--- INSTRUCTION ---
Show every line where "index" occurs.

#####

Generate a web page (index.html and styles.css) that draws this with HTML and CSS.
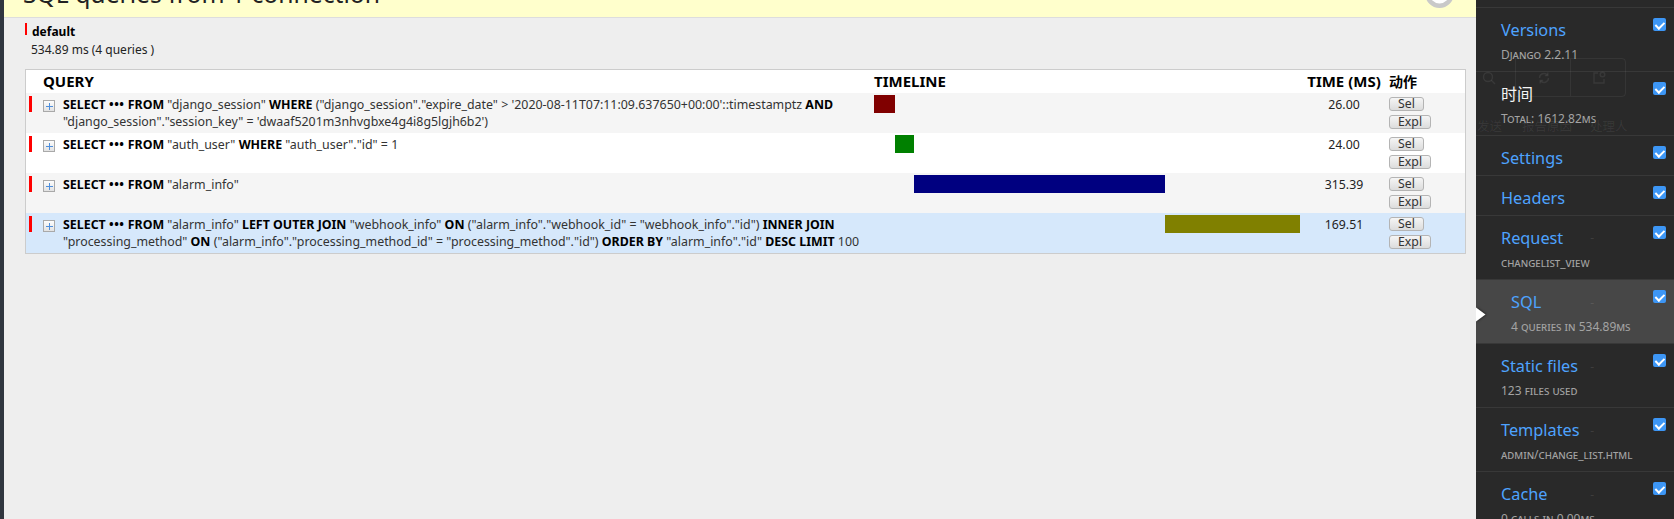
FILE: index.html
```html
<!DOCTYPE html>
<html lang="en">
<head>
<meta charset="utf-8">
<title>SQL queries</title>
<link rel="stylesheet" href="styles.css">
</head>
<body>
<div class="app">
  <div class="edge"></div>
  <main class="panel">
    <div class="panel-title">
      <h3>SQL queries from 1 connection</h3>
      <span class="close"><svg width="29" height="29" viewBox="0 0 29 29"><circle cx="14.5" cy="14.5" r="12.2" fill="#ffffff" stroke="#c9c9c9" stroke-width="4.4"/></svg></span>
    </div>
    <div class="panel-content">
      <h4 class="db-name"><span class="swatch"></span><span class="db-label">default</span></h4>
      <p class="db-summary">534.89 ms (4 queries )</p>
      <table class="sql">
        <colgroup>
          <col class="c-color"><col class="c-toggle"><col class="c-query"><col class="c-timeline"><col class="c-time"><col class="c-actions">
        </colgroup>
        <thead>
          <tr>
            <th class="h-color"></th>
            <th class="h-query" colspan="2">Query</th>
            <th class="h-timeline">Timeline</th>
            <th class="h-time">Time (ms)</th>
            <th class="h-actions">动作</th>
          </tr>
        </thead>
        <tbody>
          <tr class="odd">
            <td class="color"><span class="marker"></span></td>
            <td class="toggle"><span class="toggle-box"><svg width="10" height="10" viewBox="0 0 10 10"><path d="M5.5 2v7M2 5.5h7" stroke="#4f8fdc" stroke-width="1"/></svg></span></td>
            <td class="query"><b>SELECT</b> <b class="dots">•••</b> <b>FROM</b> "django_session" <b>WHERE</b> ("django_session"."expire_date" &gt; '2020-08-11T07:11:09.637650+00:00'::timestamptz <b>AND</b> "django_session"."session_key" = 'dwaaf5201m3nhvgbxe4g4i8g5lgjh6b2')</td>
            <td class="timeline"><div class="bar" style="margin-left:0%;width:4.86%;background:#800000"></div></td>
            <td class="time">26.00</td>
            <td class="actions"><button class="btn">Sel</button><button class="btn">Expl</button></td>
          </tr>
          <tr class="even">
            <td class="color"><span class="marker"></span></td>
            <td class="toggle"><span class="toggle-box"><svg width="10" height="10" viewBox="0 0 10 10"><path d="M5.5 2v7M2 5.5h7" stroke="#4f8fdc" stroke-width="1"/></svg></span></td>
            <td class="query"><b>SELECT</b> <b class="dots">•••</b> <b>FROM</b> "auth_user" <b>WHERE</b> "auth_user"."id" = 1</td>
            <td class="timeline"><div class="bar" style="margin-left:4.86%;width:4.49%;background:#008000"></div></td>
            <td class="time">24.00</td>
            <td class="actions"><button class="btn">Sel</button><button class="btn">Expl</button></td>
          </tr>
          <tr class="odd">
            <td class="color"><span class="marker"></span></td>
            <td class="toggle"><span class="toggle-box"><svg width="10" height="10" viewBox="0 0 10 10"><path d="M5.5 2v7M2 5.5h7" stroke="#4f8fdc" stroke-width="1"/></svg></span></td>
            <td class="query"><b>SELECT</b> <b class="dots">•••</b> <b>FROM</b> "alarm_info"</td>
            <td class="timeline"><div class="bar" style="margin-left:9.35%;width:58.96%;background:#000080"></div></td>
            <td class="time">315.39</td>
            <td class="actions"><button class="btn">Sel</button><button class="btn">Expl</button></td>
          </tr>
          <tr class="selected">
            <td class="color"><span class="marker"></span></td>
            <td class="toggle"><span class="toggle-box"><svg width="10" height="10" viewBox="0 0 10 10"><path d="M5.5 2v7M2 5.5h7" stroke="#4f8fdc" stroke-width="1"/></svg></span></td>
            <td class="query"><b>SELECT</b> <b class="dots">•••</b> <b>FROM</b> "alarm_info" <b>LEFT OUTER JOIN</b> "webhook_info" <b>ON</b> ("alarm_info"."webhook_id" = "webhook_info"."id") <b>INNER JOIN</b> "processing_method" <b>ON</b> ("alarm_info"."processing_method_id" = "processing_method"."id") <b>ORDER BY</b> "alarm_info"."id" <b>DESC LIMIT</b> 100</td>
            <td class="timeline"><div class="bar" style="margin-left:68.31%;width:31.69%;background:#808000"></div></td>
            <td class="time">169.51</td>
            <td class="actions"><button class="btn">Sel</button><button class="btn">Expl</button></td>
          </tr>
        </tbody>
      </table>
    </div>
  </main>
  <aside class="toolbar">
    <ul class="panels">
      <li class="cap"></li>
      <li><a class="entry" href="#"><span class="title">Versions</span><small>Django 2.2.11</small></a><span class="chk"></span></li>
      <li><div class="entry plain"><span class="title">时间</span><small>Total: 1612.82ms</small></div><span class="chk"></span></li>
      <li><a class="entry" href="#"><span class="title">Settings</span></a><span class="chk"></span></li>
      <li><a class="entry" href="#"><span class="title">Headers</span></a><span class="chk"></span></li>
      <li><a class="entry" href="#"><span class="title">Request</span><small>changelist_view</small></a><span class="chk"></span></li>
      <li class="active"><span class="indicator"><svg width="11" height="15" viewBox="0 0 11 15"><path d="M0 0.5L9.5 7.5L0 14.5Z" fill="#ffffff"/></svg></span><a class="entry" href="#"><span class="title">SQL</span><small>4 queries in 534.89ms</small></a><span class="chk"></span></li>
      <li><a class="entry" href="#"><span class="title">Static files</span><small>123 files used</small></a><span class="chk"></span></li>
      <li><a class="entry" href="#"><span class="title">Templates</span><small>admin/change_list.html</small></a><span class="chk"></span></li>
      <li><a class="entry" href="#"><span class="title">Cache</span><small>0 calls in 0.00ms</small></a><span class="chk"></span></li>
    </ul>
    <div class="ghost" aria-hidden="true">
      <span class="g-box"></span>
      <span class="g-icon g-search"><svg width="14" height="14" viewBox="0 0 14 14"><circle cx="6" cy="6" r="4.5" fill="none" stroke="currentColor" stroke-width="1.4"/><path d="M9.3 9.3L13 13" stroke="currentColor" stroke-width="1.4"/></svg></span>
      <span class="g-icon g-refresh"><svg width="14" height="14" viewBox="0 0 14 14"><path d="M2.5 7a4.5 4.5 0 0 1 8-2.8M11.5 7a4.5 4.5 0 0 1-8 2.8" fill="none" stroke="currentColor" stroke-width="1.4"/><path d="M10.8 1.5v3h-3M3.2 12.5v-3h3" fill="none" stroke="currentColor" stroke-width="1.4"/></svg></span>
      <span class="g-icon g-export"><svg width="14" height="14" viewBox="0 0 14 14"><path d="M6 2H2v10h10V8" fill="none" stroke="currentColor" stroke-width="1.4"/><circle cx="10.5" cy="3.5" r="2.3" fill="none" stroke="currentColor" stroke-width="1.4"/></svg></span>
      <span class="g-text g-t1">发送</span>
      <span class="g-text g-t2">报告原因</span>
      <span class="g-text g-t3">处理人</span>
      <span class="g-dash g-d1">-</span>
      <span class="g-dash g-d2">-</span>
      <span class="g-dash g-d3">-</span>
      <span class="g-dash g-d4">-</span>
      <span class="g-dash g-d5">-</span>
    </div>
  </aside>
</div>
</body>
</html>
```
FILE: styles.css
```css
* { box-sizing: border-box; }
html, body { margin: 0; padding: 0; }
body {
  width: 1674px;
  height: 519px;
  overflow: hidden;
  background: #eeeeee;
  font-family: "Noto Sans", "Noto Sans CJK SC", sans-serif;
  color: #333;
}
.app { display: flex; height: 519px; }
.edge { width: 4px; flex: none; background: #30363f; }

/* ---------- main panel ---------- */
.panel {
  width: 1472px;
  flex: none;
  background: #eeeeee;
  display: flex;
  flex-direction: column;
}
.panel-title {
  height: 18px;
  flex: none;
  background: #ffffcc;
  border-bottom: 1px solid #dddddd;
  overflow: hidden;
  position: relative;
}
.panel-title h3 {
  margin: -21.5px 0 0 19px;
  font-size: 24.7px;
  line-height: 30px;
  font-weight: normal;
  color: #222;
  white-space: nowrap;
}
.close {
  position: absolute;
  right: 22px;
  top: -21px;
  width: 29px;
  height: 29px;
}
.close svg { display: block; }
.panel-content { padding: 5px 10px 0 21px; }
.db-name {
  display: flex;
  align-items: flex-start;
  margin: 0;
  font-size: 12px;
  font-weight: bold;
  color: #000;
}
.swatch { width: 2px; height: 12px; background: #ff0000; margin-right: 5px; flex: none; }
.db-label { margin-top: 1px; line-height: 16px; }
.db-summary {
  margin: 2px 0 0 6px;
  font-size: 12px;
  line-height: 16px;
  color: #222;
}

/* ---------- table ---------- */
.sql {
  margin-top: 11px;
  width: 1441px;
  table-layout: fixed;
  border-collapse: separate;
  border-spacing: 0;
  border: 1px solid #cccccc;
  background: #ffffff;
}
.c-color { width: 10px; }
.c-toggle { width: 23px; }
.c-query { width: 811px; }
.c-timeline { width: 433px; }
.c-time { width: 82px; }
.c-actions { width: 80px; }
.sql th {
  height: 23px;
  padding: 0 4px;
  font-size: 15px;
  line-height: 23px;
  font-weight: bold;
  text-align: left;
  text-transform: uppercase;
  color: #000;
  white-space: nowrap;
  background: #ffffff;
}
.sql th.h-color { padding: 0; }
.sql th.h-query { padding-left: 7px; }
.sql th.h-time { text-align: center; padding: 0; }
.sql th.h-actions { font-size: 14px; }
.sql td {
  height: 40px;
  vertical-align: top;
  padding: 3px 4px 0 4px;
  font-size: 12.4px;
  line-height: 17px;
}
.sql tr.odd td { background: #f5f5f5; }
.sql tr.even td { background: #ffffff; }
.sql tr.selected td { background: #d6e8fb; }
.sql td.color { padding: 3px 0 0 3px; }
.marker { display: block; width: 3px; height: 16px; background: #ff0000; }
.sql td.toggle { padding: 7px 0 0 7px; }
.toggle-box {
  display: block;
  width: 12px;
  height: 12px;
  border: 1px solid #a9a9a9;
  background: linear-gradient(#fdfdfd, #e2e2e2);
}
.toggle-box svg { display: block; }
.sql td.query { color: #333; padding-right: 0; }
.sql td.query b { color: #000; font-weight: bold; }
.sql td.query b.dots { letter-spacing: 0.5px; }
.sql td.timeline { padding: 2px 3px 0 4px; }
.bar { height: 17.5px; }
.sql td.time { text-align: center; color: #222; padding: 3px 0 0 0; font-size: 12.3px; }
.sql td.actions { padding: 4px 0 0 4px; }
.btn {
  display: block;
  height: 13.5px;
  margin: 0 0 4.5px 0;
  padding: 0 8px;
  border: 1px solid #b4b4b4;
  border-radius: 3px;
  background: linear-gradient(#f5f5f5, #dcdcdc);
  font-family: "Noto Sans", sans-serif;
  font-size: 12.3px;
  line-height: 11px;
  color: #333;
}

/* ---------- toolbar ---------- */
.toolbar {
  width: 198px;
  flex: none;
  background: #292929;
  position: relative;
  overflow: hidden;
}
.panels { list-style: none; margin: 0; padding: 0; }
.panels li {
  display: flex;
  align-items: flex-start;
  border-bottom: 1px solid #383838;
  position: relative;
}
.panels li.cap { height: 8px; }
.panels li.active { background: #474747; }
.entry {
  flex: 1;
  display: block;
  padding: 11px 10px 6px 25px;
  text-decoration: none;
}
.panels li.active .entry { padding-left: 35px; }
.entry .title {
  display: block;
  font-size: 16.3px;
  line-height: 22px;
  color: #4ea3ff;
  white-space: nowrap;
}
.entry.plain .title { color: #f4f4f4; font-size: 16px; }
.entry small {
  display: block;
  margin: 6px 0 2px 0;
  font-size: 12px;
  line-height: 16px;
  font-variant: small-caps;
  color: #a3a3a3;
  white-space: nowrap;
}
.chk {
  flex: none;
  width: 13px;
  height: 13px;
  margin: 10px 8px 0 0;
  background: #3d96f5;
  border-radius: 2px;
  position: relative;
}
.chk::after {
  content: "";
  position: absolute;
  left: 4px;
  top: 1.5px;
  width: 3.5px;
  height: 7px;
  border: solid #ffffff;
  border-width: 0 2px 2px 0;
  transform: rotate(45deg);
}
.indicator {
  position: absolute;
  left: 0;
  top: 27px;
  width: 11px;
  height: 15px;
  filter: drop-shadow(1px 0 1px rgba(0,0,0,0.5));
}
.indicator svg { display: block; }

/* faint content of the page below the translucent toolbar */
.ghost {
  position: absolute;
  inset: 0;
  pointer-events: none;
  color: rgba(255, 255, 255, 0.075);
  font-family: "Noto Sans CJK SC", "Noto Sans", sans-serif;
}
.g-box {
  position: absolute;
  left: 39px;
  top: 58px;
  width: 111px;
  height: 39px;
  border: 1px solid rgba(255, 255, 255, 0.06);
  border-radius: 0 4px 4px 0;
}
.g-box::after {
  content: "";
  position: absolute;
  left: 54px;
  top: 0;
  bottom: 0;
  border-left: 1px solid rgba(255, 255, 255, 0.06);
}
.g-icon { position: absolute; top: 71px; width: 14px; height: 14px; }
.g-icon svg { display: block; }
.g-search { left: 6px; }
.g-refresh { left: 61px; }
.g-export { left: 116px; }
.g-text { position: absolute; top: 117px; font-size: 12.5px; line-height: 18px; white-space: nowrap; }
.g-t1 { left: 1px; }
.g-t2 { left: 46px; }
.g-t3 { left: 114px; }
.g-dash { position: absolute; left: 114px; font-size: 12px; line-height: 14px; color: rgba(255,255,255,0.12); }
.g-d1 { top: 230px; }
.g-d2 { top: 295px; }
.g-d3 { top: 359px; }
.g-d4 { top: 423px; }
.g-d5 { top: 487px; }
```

#####

--- SOLUTION ---
Generate a web page (index.html and styles.css) that draws this with HTML and CSS.
FILE: index.html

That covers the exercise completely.